Data lines:

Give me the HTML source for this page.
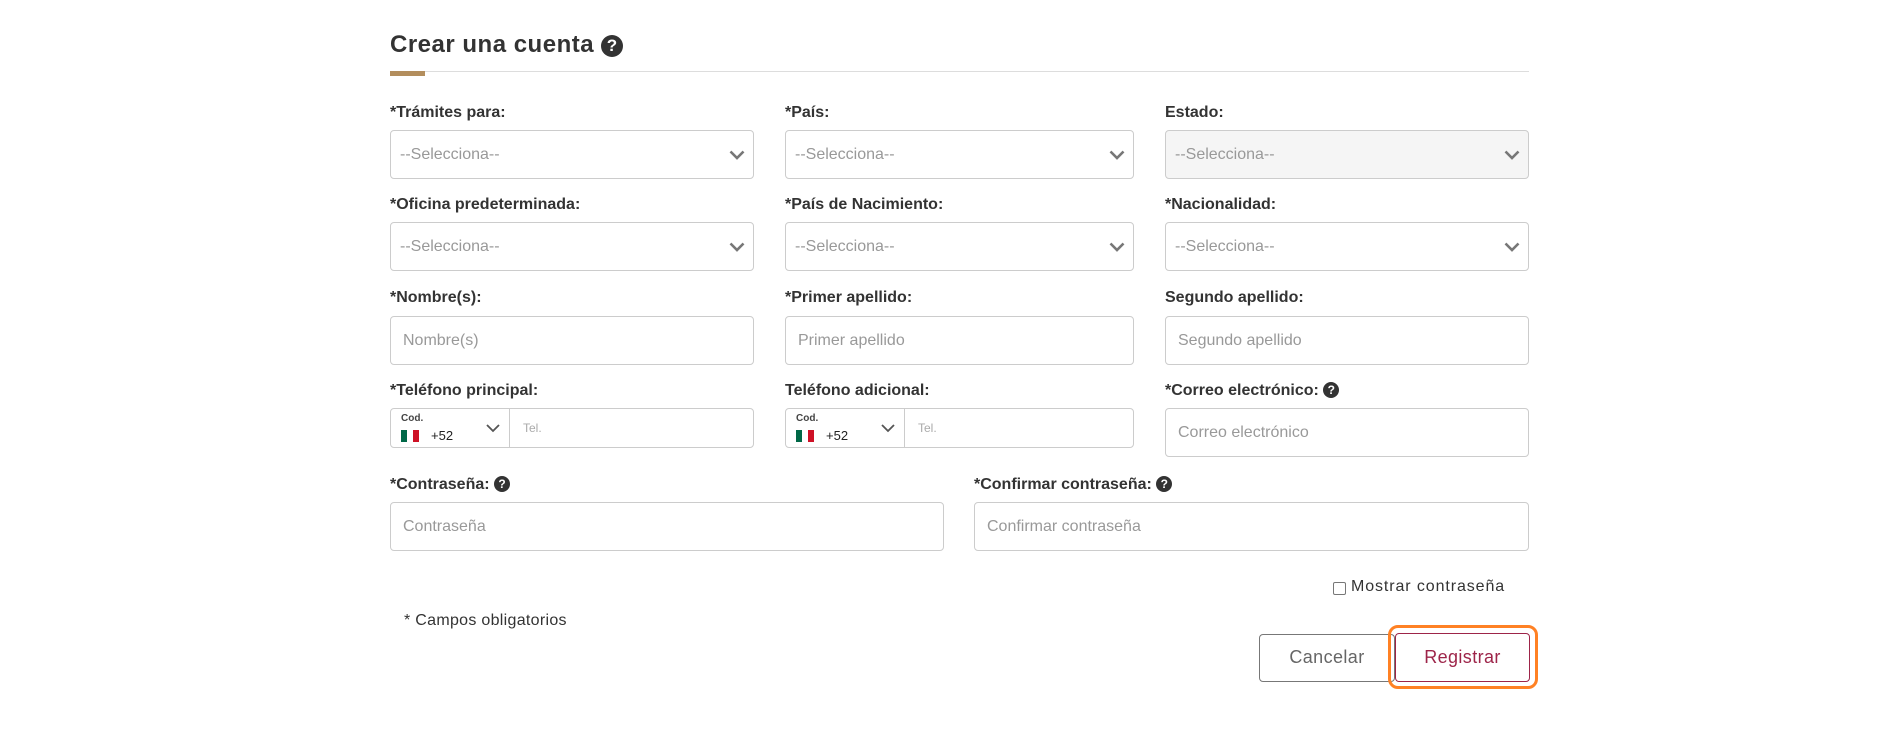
<!DOCTYPE html>
<html><head><meta charset="utf-8"><style>
*{box-sizing:border-box;margin:0;padding:0}
body{width:1882px;height:734px;background:#fff;font-family:"Liberation Sans",sans-serif;color:#333;position:relative;overflow:hidden}
.a{position:absolute}
.t{left:390px;top:31px;font-size:24px;color:#333;font-weight:bold;letter-spacing:0.5px}
.q{display:inline-block;width:22px;height:22px;border-radius:50%;background:#333;color:#fff;font-size:17px;font-weight:bold;text-align:center;line-height:22px;vertical-align:1px}
.qs{display:inline-block;width:16px;height:16px;border-radius:50%;background:#333;color:#fff;font-size:12px;font-weight:bold;text-align:center;line-height:16px;vertical-align:1px}
.l{font-size:16px;font-weight:bold;color:#333}
.b{border:1px solid #ccc;border-radius:4px;background:#fff;font-size:16px;color:#999;padding-left:12px;display:flex;align-items:center}
.s{padding-left:9px}
.dis{background:#f5f5f5}
.ch{position:absolute;right:8px;top:50%;margin-top:-6px}
</style></head><body>
<div class="a t">Crear una cuenta <span class="q">?</span></div>
<div class="a" style="left:390px;top:71px;width:1139px;height:1px;background:#ddd"></div>
<div class="a" style="left:390px;top:71px;width:35px;height:5px;background:#b38e5d"></div>

<div class="a l" style="left:390px;top:104px">*Trámites para:</div>
<div class="a l" style="left:785px;top:104px">*País:</div>
<div class="a l" style="left:1165px;top:104px">Estado:</div>
<div class="a b s" style="left:390px;top:130px;width:364px;height:49px">--Selecciona--<svg class="ch" width="16" height="12"><path d="M1.5 2.5l6.5 6.5 6.5-6.5" stroke="#777" stroke-width="2.6" fill="none"/></svg></div>
<div class="a b s" style="left:785px;top:130px;width:349px;height:49px">--Selecciona--<svg class="ch" width="16" height="12"><path d="M1.5 2.5l6.5 6.5 6.5-6.5" stroke="#777" stroke-width="2.6" fill="none"/></svg></div>
<div class="a b s dis" style="left:1165px;top:130px;width:364px;height:49px">--Selecciona--<svg class="ch" width="16" height="12"><path d="M1.5 2.5l6.5 6.5 6.5-6.5" stroke="#777" stroke-width="2.6" fill="none"/></svg></div>

<div class="a l" style="left:390px;top:196px">*Oficina predeterminada:</div>
<div class="a l" style="left:785px;top:196px">*País de Nacimiento:</div>
<div class="a l" style="left:1165px;top:196px">*Nacionalidad:</div>
<div class="a b s" style="left:390px;top:222px;width:364px;height:49px">--Selecciona--<svg class="ch" width="16" height="12"><path d="M1.5 2.5l6.5 6.5 6.5-6.5" stroke="#777" stroke-width="2.6" fill="none"/></svg></div>
<div class="a b s" style="left:785px;top:222px;width:349px;height:49px">--Selecciona--<svg class="ch" width="16" height="12"><path d="M1.5 2.5l6.5 6.5 6.5-6.5" stroke="#777" stroke-width="2.6" fill="none"/></svg></div>
<div class="a b s" style="left:1165px;top:222px;width:364px;height:49px">--Selecciona--<svg class="ch" width="16" height="12"><path d="M1.5 2.5l6.5 6.5 6.5-6.5" stroke="#777" stroke-width="2.6" fill="none"/></svg></div>

<div class="a l" style="left:390px;top:289px">*Nombre(s):</div>
<div class="a l" style="left:785px;top:289px">*Primer apellido:</div>
<div class="a l" style="left:1165px;top:289px">Segundo apellido:</div>
<div class="a b" style="left:390px;top:316px;width:364px;height:49px">Nombre(s)</div>
<div class="a b" style="left:785px;top:316px;width:349px;height:49px">Primer apellido</div>
<div class="a b" style="left:1165px;top:316px;width:364px;height:49px">Segundo apellido</div>

<div class="a l" style="left:390px;top:382px">*Teléfono principal:</div>
<div class="a l" style="left:785px;top:382px">Teléfono adicional:</div>
<div class="a l" style="left:1165px;top:382px">*Correo electrónico: <span class="qs">?</span></div>

<div class="a" style="left:390px;top:408px;width:364px;height:40px;border:1px solid #ccc;border-radius:4px">
 <div class="a" style="left:10px;top:4px;font-size:10px;font-weight:bold;color:#444">Cod.</div>
 <div class="a" style="left:10px;top:21px;width:18px;height:12px;background:linear-gradient(90deg,#006847 33%,#fff 33% 66%,#ce1126 66%)"></div>
 <div class="a" style="left:40px;top:19px;font-size:13px;color:#222">+52</div>
 <svg class="a" style="left:95px;top:14px" width="14" height="10"><path d="M1 2l6 6 6-6" stroke="#555" stroke-width="1.8" fill="none"/></svg>
 <div class="a" style="left:118px;top:0;width:1px;height:38px;background:#ccc"></div>
 <div class="a" style="left:132px;top:12px;font-size:12px;color:#aaa">Tel.</div>
</div>
<div class="a" style="left:785px;top:408px;width:349px;height:40px;border:1px solid #ccc;border-radius:4px">
 <div class="a" style="left:10px;top:4px;font-size:10px;font-weight:bold;color:#444">Cod.</div>
 <div class="a" style="left:10px;top:21px;width:18px;height:12px;background:linear-gradient(90deg,#006847 33%,#fff 33% 66%,#ce1126 66%)"></div>
 <div class="a" style="left:40px;top:19px;font-size:13px;color:#222">+52</div>
 <svg class="a" style="left:95px;top:14px" width="14" height="10"><path d="M1 2l6 6 6-6" stroke="#555" stroke-width="1.8" fill="none"/></svg>
 <div class="a" style="left:118px;top:0;width:1px;height:38px;background:#ccc"></div>
 <div class="a" style="left:132px;top:12px;font-size:12px;color:#aaa">Tel.</div>
</div>
<div class="a b" style="left:1165px;top:408px;width:364px;height:49px">Correo electrónico</div>

<div class="a l" style="left:390px;top:476px">*Contraseña: <span class="qs">?</span></div>
<div class="a l" style="left:974px;top:476px">*Confirmar contraseña: <span class="qs">?</span></div>
<div class="a b" style="left:390px;top:502px;width:554px;height:49px">Contraseña</div>
<div class="a b" style="left:974px;top:502px;width:555px;height:49px">Confirmar contraseña</div>

<div class="a" style="left:1333px;top:582px;width:13px;height:13px;border:1.5px solid #777;border-radius:2px"></div>
<div class="a" style="left:1351px;top:578px;font-size:16px;color:#333;letter-spacing:0.9px">Mostrar contraseña</div>
<div class="a" style="left:404px;top:612px;font-size:16px;color:#333;letter-spacing:0.3px">* Campos obligatorios</div>

<div class="a" style="left:1259px;top:634px;width:136px;height:48px;border:1.5px solid #777;border-radius:4px;font-size:18px;color:#666;text-align:center;line-height:45px;letter-spacing:0.4px">Cancelar</div>
<div class="a" style="left:1388px;top:625px;width:150px;height:64px;border:3px solid #ff8124;border-radius:10px"></div>
<div class="a" style="left:1395px;top:633px;width:135px;height:49px;border:1.5px solid #9d2449;border-radius:4px;font-size:18px;color:#9d2449;text-align:center;line-height:46px;letter-spacing:0.4px">Registrar</div>
</body></html>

Exercise objective:
Repeat the material above in full and exactly, apart from the pictures.

Answer to this task:
Give me the HTML source for this page.
<!DOCTYPE html>
<html><head><meta charset="utf-8"><style>
*{box-sizing:border-box;margin:0;padding:0}
body{width:1882px;height:734px;background:#fff;font-family:"Liberation Sans",sans-serif;color:#333;position:relative;overflow:hidden}
.a{position:absolute}
.t{left:390px;top:31px;font-size:24px;color:#333;font-weight:bold;letter-spacing:0.5px}
.q{display:inline-block;width:22px;height:22px;border-radius:50%;background:#333;color:#fff;font-size:17px;font-weight:bold;text-align:center;line-height:22px;vertical-align:1px}
.qs{display:inline-block;width:16px;height:16px;border-radius:50%;background:#333;color:#fff;font-size:12px;font-weight:bold;text-align:center;line-height:16px;vertical-align:1px}
.l{font-size:16px;font-weight:bold;color:#333}
.b{border:1px solid #ccc;border-radius:4px;background:#fff;font-size:16px;color:#999;padding-left:12px;display:flex;align-items:center}
.s{padding-left:9px}
.dis{background:#f5f5f5}
.ch{position:absolute;right:8px;top:50%;margin-top:-6px}
</style></head><body>
<div class="a t">Crear una cuenta <span class="q">?</span></div>
<div class="a" style="left:390px;top:71px;width:1139px;height:1px;background:#ddd"></div>
<div class="a" style="left:390px;top:71px;width:35px;height:5px;background:#b38e5d"></div>

<div class="a l" style="left:390px;top:104px">*Trámites para:</div>
<div class="a l" style="left:785px;top:104px">*País:</div>
<div class="a l" style="left:1165px;top:104px">Estado:</div>
<div class="a b s" style="left:390px;top:130px;width:364px;height:49px">--Selecciona--<svg class="ch" width="16" height="12"><path d="M1.5 2.5l6.5 6.5 6.5-6.5" stroke="#777" stroke-width="2.6" fill="none"/></svg></div>
<div class="a b s" style="left:785px;top:130px;width:349px;height:49px">--Selecciona--<svg class="ch" width="16" height="12"><path d="M1.5 2.5l6.5 6.5 6.5-6.5" stroke="#777" stroke-width="2.6" fill="none"/></svg></div>
<div class="a b s dis" style="left:1165px;top:130px;width:364px;height:49px">--Selecciona--<svg class="ch" width="16" height="12"><path d="M1.5 2.5l6.5 6.5 6.5-6.5" stroke="#777" stroke-width="2.6" fill="none"/></svg></div>

<div class="a l" style="left:390px;top:196px">*Oficina predeterminada:</div>
<div class="a l" style="left:785px;top:196px">*País de Nacimiento:</div>
<div class="a l" style="left:1165px;top:196px">*Nacionalidad:</div>
<div class="a b s" style="left:390px;top:222px;width:364px;height:49px">--Selecciona--<svg class="ch" width="16" height="12"><path d="M1.5 2.5l6.5 6.5 6.5-6.5" stroke="#777" stroke-width="2.6" fill="none"/></svg></div>
<div class="a b s" style="left:785px;top:222px;width:349px;height:49px">--Selecciona--<svg class="ch" width="16" height="12"><path d="M1.5 2.5l6.5 6.5 6.5-6.5" stroke="#777" stroke-width="2.6" fill="none"/></svg></div>
<div class="a b s" style="left:1165px;top:222px;width:364px;height:49px">--Selecciona--<svg class="ch" width="16" height="12"><path d="M1.5 2.5l6.5 6.5 6.5-6.5" stroke="#777" stroke-width="2.6" fill="none"/></svg></div>

<div class="a l" style="left:390px;top:289px">*Nombre(s):</div>
<div class="a l" style="left:785px;top:289px">*Primer apellido:</div>
<div class="a l" style="left:1165px;top:289px">Segundo apellido:</div>
<div class="a b" style="left:390px;top:316px;width:364px;height:49px">Nombre(s)</div>
<div class="a b" style="left:785px;top:316px;width:349px;height:49px">Primer apellido</div>
<div class="a b" style="left:1165px;top:316px;width:364px;height:49px">Segundo apellido</div>

<div class="a l" style="left:390px;top:382px">*Teléfono principal:</div>
<div class="a l" style="left:785px;top:382px">Teléfono adicional:</div>
<div class="a l" style="left:1165px;top:382px">*Correo electrónico: <span class="qs">?</span></div>

<div class="a" style="left:390px;top:408px;width:364px;height:40px;border:1px solid #ccc;border-radius:4px">
 <div class="a" style="left:10px;top:4px;font-size:10px;font-weight:bold;color:#444">Cod.</div>
 <div class="a" style="left:10px;top:21px;width:18px;height:12px;background:linear-gradient(90deg,#006847 33%,#fff 33% 66%,#ce1126 66%)"></div>
 <div class="a" style="left:40px;top:19px;font-size:13px;color:#222">+52</div>
 <svg class="a" style="left:95px;top:14px" width="14" height="10"><path d="M1 2l6 6 6-6" stroke="#555" stroke-width="1.8" fill="none"/></svg>
 <div class="a" style="left:118px;top:0;width:1px;height:38px;background:#ccc"></div>
 <div class="a" style="left:132px;top:12px;font-size:12px;color:#aaa">Tel.</div>
</div>
<div class="a" style="left:785px;top:408px;width:349px;height:40px;border:1px solid #ccc;border-radius:4px">
 <div class="a" style="left:10px;top:4px;font-size:10px;font-weight:bold;color:#444">Cod.</div>
 <div class="a" style="left:10px;top:21px;width:18px;height:12px;background:linear-gradient(90deg,#006847 33%,#fff 33% 66%,#ce1126 66%)"></div>
 <div class="a" style="left:40px;top:19px;font-size:13px;color:#222">+52</div>
 <svg class="a" style="left:95px;top:14px" width="14" height="10"><path d="M1 2l6 6 6-6" stroke="#555" stroke-width="1.8" fill="none"/></svg>
 <div class="a" style="left:118px;top:0;width:1px;height:38px;background:#ccc"></div>
 <div class="a" style="left:132px;top:12px;font-size:12px;color:#aaa">Tel.</div>
</div>
<div class="a b" style="left:1165px;top:408px;width:364px;height:49px">Correo electrónico</div>

<div class="a l" style="left:390px;top:476px">*Contraseña: <span class="qs">?</span></div>
<div class="a l" style="left:974px;top:476px">*Confirmar contraseña: <span class="qs">?</span></div>
<div class="a b" style="left:390px;top:502px;width:554px;height:49px">Contraseña</div>
<div class="a b" style="left:974px;top:502px;width:555px;height:49px">Confirmar contraseña</div>

<div class="a" style="left:1333px;top:582px;width:13px;height:13px;border:1.5px solid #777;border-radius:2px"></div>
<div class="a" style="left:1351px;top:578px;font-size:16px;color:#333;letter-spacing:0.9px">Mostrar contraseña</div>
<div class="a" style="left:404px;top:612px;font-size:16px;color:#333;letter-spacing:0.3px">* Campos obligatorios</div>

<div class="a" style="left:1259px;top:634px;width:136px;height:48px;border:1.5px solid #777;border-radius:4px;font-size:18px;color:#666;text-align:center;line-height:45px;letter-spacing:0.4px">Cancelar</div>
<div class="a" style="left:1388px;top:625px;width:150px;height:64px;border:3px solid #ff8124;border-radius:10px"></div>
<div class="a" style="left:1395px;top:633px;width:135px;height:49px;border:1.5px solid #9d2449;border-radius:4px;font-size:18px;color:#9d2449;text-align:center;line-height:46px;letter-spacing:0.4px">Registrar</div>
</body></html>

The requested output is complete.